Exercise description
Output the material below unchanged, apart from leaving out the pictures.

Provided material
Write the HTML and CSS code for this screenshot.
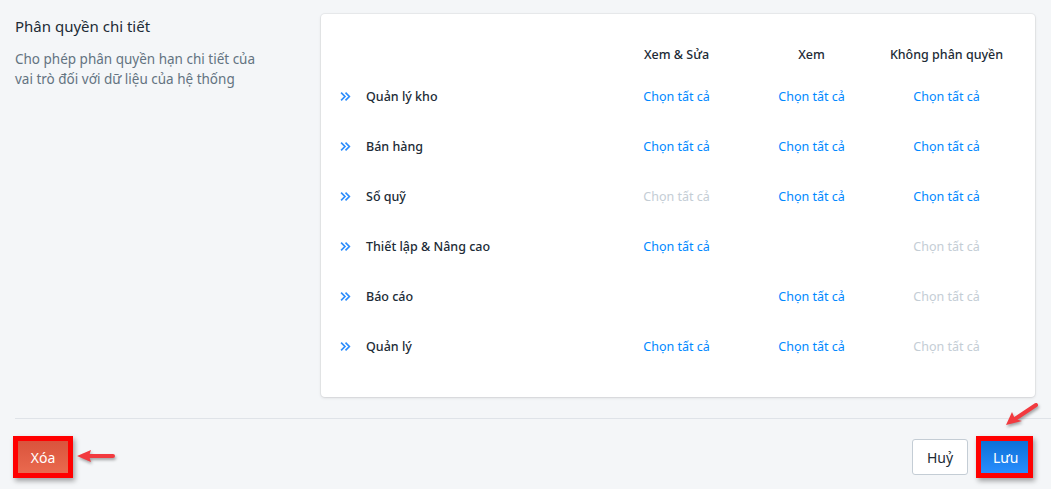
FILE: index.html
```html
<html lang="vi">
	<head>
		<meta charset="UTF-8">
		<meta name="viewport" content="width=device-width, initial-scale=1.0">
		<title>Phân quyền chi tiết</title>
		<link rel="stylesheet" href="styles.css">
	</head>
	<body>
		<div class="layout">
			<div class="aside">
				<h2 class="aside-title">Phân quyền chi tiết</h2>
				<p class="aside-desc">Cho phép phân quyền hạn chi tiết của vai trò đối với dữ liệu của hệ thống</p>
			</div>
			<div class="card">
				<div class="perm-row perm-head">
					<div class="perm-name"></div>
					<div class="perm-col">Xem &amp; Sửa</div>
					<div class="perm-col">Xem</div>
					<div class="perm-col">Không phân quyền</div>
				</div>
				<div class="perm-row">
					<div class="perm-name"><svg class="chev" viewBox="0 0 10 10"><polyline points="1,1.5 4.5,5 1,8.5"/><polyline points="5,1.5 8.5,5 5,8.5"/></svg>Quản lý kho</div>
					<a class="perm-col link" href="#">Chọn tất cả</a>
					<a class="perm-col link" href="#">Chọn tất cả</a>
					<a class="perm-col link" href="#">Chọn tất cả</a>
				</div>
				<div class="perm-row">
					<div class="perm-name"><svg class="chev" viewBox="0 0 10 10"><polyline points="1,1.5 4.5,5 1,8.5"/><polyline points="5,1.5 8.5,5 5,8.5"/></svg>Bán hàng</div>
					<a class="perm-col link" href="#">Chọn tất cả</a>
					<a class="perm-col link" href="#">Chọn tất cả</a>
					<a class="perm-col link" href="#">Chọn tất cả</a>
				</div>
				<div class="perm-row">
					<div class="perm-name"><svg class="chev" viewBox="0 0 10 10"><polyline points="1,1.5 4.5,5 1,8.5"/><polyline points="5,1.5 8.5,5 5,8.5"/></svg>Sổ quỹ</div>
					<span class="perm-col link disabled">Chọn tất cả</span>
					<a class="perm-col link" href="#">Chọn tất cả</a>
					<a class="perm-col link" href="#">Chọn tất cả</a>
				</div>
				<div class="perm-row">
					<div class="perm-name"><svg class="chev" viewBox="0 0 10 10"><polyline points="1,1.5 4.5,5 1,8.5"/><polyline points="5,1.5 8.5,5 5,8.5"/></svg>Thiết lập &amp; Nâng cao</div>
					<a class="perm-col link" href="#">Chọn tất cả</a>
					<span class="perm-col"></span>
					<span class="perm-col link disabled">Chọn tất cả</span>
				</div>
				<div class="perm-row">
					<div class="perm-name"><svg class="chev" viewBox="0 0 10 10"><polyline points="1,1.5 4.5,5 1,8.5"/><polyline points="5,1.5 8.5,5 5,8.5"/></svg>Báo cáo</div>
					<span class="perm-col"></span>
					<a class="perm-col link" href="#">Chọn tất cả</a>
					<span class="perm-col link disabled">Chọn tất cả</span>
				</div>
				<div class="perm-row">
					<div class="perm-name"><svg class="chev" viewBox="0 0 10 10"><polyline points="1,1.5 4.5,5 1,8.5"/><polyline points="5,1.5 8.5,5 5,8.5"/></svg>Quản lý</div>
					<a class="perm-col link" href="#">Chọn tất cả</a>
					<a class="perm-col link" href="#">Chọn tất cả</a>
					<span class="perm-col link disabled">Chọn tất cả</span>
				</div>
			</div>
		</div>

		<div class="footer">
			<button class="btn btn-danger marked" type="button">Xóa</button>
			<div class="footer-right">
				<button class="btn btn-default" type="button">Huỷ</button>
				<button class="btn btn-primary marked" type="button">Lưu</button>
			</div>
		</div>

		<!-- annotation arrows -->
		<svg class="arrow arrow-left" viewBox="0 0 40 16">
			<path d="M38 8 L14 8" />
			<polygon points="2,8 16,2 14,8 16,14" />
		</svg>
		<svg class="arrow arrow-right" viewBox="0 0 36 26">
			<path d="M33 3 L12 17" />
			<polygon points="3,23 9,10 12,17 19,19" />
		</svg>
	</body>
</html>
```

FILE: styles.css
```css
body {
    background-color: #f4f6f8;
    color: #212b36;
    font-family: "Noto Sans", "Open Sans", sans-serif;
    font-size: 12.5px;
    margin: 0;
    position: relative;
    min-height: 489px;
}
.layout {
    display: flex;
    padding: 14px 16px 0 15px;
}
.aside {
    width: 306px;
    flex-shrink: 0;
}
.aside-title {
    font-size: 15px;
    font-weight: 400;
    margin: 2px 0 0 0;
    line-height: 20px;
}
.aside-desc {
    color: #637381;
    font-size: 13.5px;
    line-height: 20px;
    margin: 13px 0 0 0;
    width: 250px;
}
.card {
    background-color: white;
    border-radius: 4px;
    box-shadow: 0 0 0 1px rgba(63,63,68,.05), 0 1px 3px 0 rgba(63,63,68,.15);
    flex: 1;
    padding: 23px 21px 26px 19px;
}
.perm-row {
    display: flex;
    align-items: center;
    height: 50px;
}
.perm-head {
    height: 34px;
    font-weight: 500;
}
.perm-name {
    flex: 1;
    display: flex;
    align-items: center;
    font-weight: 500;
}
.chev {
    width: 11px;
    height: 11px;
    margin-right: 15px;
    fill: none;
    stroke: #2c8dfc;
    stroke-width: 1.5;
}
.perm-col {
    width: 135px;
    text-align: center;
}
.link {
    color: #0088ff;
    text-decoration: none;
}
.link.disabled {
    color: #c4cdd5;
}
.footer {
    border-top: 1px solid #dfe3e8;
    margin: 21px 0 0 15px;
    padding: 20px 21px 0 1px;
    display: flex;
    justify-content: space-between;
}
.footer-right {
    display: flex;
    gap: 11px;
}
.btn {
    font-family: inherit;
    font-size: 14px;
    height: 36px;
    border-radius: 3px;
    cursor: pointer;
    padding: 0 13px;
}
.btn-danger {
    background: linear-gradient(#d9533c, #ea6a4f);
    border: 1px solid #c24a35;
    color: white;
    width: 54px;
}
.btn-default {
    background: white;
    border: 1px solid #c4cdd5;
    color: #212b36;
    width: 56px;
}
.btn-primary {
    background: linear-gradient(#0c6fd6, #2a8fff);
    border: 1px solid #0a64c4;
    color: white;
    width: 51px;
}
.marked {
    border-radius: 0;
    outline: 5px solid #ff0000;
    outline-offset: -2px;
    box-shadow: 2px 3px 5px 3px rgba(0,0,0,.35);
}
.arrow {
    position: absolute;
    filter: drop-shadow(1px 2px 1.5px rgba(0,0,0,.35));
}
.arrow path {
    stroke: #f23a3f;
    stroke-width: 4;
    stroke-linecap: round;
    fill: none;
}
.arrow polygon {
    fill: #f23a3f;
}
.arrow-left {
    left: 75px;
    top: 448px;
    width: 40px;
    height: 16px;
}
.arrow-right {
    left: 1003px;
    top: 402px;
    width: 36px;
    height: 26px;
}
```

Answer for the task
Write the HTML and CSS code for this screenshot.
FILE: index.html
```html
<html lang="vi">
	<head>
		<meta charset="UTF-8">
		<meta name="viewport" content="width=device-width, initial-scale=1.0">
		<title>Phân quyền chi tiết</title>
		<link rel="stylesheet" href="styles.css">
	</head>
	<body>
		<div class="layout">
			<div class="aside">
				<h2 class="aside-title">Phân quyền chi tiết</h2>
				<p class="aside-desc">Cho phép phân quyền hạn chi tiết của vai trò đối với dữ liệu của hệ thống</p>
			</div>
			<div class="card">
				<div class="perm-row perm-head">
					<div class="perm-name"></div>
					<div class="perm-col">Xem &amp; Sửa</div>
					<div class="perm-col">Xem</div>
					<div class="perm-col">Không phân quyền</div>
				</div>
				<div class="perm-row">
					<div class="perm-name"><svg class="chev" viewBox="0 0 10 10"><polyline points="1,1.5 4.5,5 1,8.5"/><polyline points="5,1.5 8.5,5 5,8.5"/></svg>Quản lý kho</div>
					<a class="perm-col link" href="#">Chọn tất cả</a>
					<a class="perm-col link" href="#">Chọn tất cả</a>
					<a class="perm-col link" href="#">Chọn tất cả</a>
				</div>
				<div class="perm-row">
					<div class="perm-name"><svg class="chev" viewBox="0 0 10 10"><polyline points="1,1.5 4.5,5 1,8.5"/><polyline points="5,1.5 8.5,5 5,8.5"/></svg>Bán hàng</div>
					<a class="perm-col link" href="#">Chọn tất cả</a>
					<a class="perm-col link" href="#">Chọn tất cả</a>
					<a class="perm-col link" href="#">Chọn tất cả</a>
				</div>
				<div class="perm-row">
					<div class="perm-name"><svg class="chev" viewBox="0 0 10 10"><polyline points="1,1.5 4.5,5 1,8.5"/><polyline points="5,1.5 8.5,5 5,8.5"/></svg>Sổ quỹ</div>
					<span class="perm-col link disabled">Chọn tất cả</span>
					<a class="perm-col link" href="#">Chọn tất cả</a>
					<a class="perm-col link" href="#">Chọn tất cả</a>
				</div>
				<div class="perm-row">
					<div class="perm-name"><svg class="chev" viewBox="0 0 10 10"><polyline points="1,1.5 4.5,5 1,8.5"/><polyline points="5,1.5 8.5,5 5,8.5"/></svg>Thiết lập &amp; Nâng cao</div>
					<a class="perm-col link" href="#">Chọn tất cả</a>
					<span class="perm-col"></span>
					<span class="perm-col link disabled">Chọn tất cả</span>
				</div>
				<div class="perm-row">
					<div class="perm-name"><svg class="chev" viewBox="0 0 10 10"><polyline points="1,1.5 4.5,5 1,8.5"/><polyline points="5,1.5 8.5,5 5,8.5"/></svg>Báo cáo</div>
					<span class="perm-col"></span>
					<a class="perm-col link" href="#">Chọn tất cả</a>
					<span class="perm-col link disabled">Chọn tất cả</span>
				</div>
				<div class="perm-row">
					<div class="perm-name"><svg class="chev" viewBox="0 0 10 10"><polyline points="1,1.5 4.5,5 1,8.5"/><polyline points="5,1.5 8.5,5 5,8.5"/></svg>Quản lý</div>
					<a class="perm-col link" href="#">Chọn tất cả</a>
					<a class="perm-col link" href="#">Chọn tất cả</a>
					<span class="perm-col link disabled">Chọn tất cả</span>
				</div>
			</div>
		</div>

		<div class="footer">
			<button class="btn btn-danger marked" type="button">Xóa</button>
			<div class="footer-right">
				<button class="btn btn-default" type="button">Huỷ</button>
				<button class="btn btn-primary marked" type="button">Lưu</button>
			</div>
		</div>

		<!-- annotation arrows -->
		<svg class="arrow arrow-left" viewBox="0 0 40 16">
			<path d="M38 8 L14 8" />
			<polygon points="2,8 16,2 14,8 16,14" />
		</svg>
		<svg class="arrow arrow-right" viewBox="0 0 36 26">
			<path d="M33 3 L12 17" />
			<polygon points="3,23 9,10 12,17 19,19" />
		</svg>
	</body>
</html>
```

FILE: styles.css
```css
body {
    background-color: #f4f6f8;
    color: #212b36;
    font-family: "Noto Sans", "Open Sans", sans-serif;
    font-size: 12.5px;
    margin: 0;
    position: relative;
    min-height: 489px;
}
.layout {
    display: flex;
    padding: 14px 16px 0 15px;
}
.aside {
    width: 306px;
    flex-shrink: 0;
}
.aside-title {
    font-size: 15px;
    font-weight: 400;
    margin: 2px 0 0 0;
    line-height: 20px;
}
.aside-desc {
    color: #637381;
    font-size: 13.5px;
    line-height: 20px;
    margin: 13px 0 0 0;
    width: 250px;
}
.card {
    background-color: white;
    border-radius: 4px;
    box-shadow: 0 0 0 1px rgba(63,63,68,.05), 0 1px 3px 0 rgba(63,63,68,.15);
    flex: 1;
    padding: 23px 21px 26px 19px;
}
.perm-row {
    display: flex;
    align-items: center;
    height: 50px;
}
.perm-head {
    height: 34px;
    font-weight: 500;
}
.perm-name {
    flex: 1;
    display: flex;
    align-items: center;
    font-weight: 500;
}
.chev {
    width: 11px;
    height: 11px;
    margin-right: 15px;
    fill: none;
    stroke: #2c8dfc;
    stroke-width: 1.5;
}
.perm-col {
    width: 135px;
    text-align: center;
}
.link {
    color: #0088ff;
    text-decoration: none;
}
.link.disabled {
    color: #c4cdd5;
}
.footer {
    border-top: 1px solid #dfe3e8;
    margin: 21px 0 0 15px;
    padding: 20px 21px 0 1px;
    display: flex;
    justify-content: space-between;
}
.footer-right {
    display: flex;
    gap: 11px;
}
.btn {
    font-family: inherit;
    font-size: 14px;
    height: 36px;
    border-radius: 3px;
    cursor: pointer;
    padding: 0 13px;
}
.btn-danger {
    background: linear-gradient(#d9533c, #ea6a4f);
    border: 1px solid #c24a35;
    color: white;
    width: 54px;
}
.btn-default {
    background: white;
    border: 1px solid #c4cdd5;
    color: #212b36;
    width: 56px;
}
.btn-primary {
    background: linear-gradient(#0c6fd6, #2a8fff);
    border: 1px solid #0a64c4;
    color: white;
    width: 51px;
}
.marked {
    border-radius: 0;
    outline: 5px solid #ff0000;
    outline-offset: -2px;
    box-shadow: 2px 3px 5px 3px rgba(0,0,0,.35);
}
.arrow {
    position: absolute;
    filter: drop-shadow(1px 2px 1.5px rgba(0,0,0,.35));
}
.arrow path {
    stroke: #f23a3f;
    stroke-width: 4;
    stroke-linecap: round;
    fill: none;
}
.arrow polygon {
    fill: #f23a3f;
}
.arrow-left {
    left: 75px;
    top: 448px;
    width: 40px;
    height: 16px;
}
.arrow-right {
    left: 1003px;
    top: 402px;
    width: 36px;
    height: 26px;
}
```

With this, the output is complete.